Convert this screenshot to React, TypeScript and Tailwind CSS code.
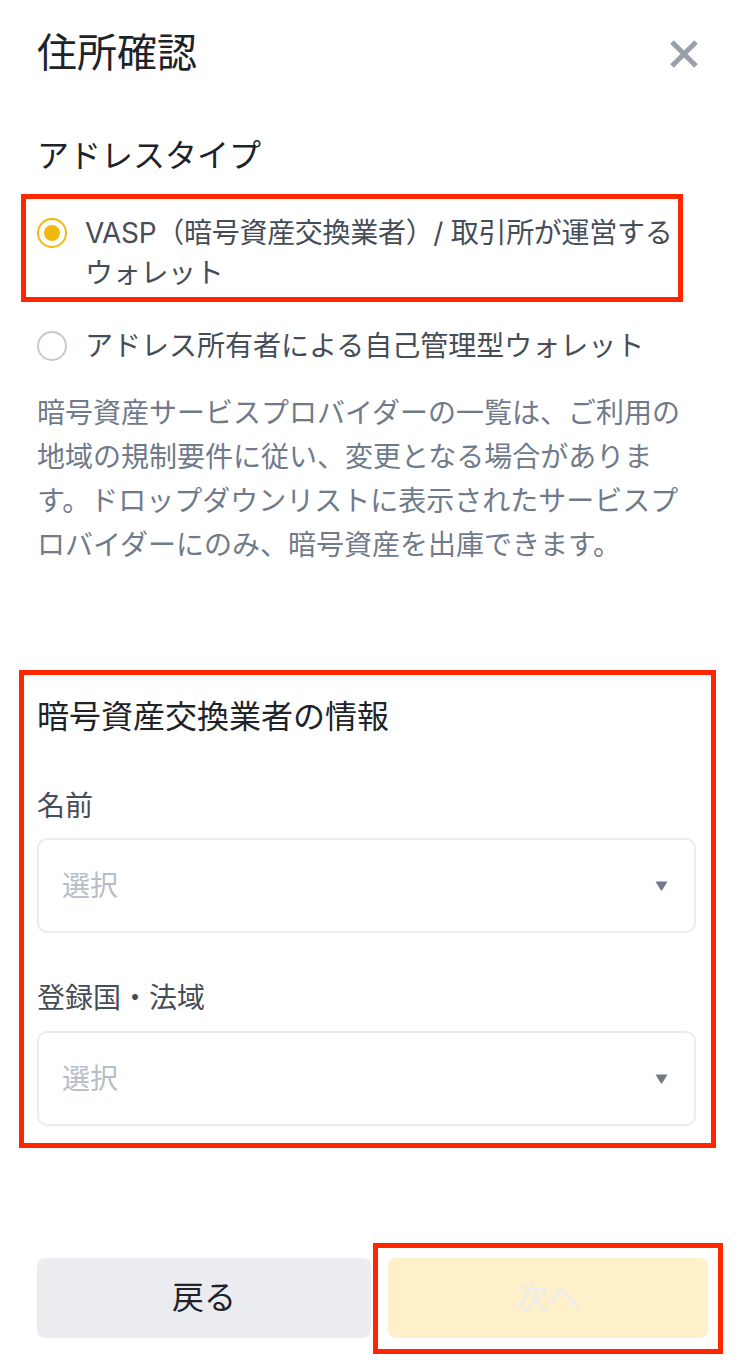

# # # # #

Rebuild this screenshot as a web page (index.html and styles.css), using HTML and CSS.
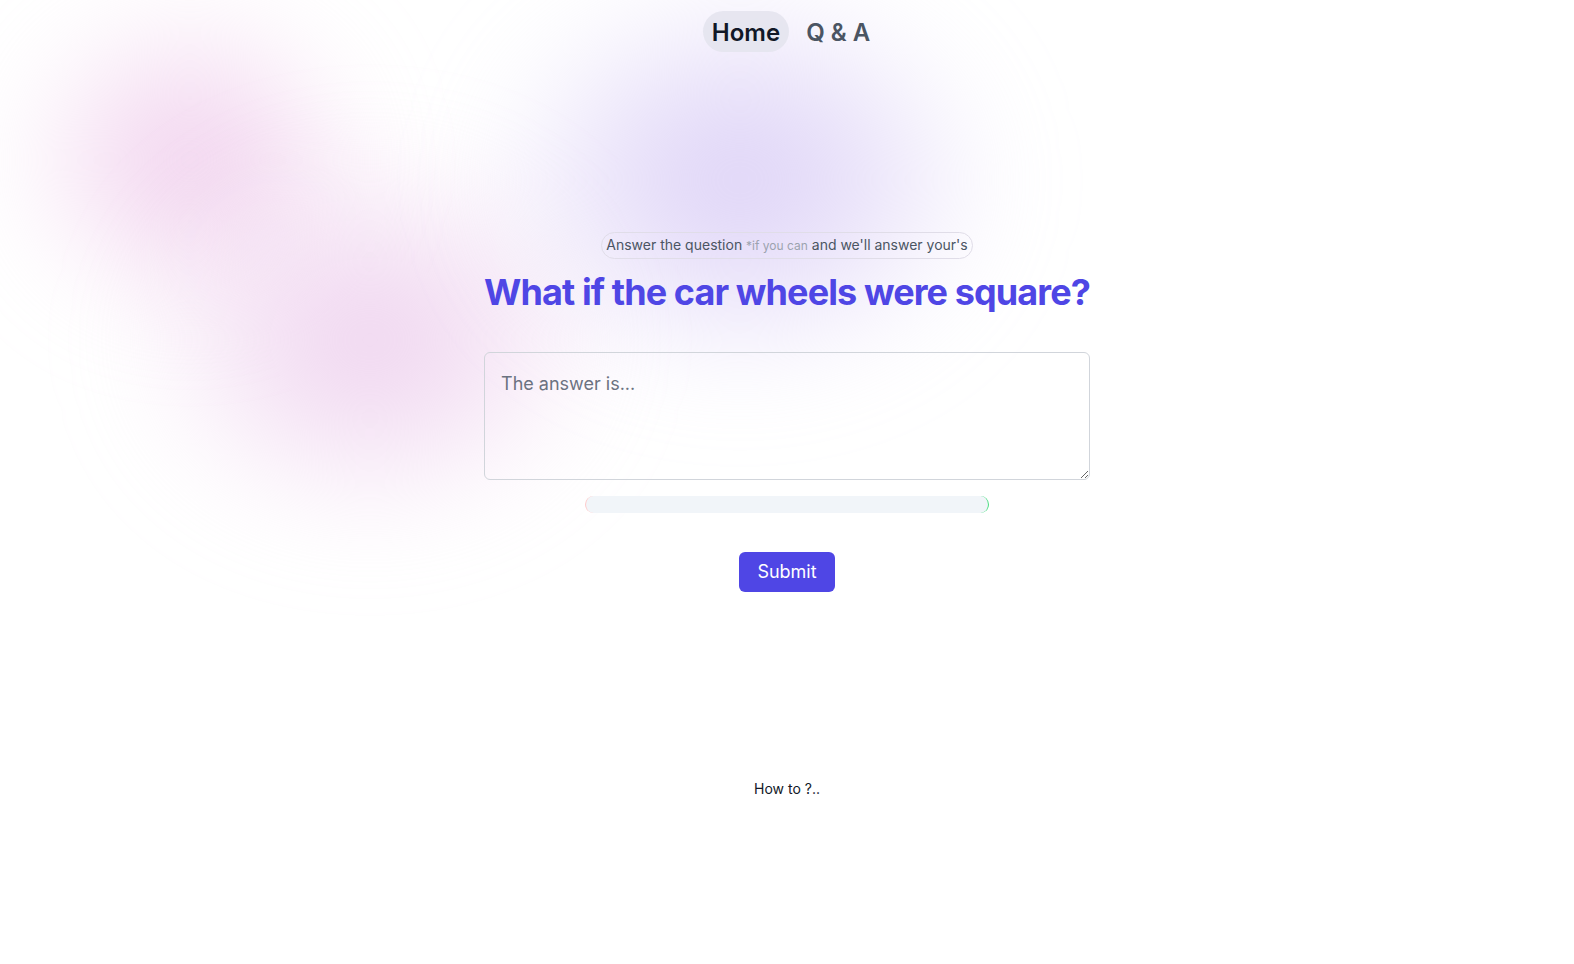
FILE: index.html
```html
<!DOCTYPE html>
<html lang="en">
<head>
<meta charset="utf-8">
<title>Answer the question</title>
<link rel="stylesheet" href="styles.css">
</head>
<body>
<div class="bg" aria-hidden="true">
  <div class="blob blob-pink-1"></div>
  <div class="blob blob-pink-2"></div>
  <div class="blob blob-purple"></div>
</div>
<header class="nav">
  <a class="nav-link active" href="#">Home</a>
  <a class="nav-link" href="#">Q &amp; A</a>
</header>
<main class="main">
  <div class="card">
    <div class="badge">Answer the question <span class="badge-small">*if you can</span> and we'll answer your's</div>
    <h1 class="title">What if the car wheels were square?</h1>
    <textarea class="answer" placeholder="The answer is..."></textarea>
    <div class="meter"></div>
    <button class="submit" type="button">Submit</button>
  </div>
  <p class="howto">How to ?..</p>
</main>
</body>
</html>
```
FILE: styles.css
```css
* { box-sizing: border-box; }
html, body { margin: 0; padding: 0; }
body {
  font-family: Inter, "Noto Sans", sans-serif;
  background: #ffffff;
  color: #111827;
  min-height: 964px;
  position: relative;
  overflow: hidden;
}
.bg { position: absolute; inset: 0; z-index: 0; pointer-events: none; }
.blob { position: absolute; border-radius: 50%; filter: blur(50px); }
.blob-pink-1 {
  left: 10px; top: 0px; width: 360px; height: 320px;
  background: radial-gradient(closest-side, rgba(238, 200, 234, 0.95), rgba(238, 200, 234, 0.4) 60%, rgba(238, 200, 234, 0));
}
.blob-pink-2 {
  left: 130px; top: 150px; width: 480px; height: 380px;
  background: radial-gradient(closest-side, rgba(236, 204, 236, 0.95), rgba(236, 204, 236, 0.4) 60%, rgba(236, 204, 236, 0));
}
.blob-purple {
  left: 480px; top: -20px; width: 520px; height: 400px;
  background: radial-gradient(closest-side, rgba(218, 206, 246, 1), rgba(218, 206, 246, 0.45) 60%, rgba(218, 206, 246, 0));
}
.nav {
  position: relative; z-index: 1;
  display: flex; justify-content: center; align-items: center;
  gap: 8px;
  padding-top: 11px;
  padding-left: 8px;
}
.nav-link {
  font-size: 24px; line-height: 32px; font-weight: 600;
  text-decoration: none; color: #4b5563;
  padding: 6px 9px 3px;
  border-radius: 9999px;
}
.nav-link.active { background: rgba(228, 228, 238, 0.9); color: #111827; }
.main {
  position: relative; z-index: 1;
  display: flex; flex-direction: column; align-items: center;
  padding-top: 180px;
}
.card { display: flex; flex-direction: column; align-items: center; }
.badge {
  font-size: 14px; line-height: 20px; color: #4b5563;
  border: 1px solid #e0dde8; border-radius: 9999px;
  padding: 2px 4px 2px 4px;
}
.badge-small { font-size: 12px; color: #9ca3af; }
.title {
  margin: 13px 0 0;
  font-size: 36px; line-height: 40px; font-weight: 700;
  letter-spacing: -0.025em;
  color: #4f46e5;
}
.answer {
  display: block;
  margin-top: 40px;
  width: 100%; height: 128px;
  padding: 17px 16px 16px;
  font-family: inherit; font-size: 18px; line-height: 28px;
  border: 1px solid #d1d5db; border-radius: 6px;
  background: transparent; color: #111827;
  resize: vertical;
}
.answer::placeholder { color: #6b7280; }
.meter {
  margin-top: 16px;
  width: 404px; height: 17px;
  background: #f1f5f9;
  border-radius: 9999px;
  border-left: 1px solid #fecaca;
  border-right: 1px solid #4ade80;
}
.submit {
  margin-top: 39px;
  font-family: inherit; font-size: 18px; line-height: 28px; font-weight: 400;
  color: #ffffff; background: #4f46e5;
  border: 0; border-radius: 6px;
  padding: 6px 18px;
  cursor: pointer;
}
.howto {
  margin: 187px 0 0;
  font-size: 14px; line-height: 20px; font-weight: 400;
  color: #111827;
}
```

# # # # #

--- The exercise ---
Copy in full each line that holds the word "this".

--- Complete response ---
Convert this screenshot to React, TypeScript and Tailwind CSS code.
Rebuild this screenshot as a web page (index.html and styles.css), using HTML and CSS.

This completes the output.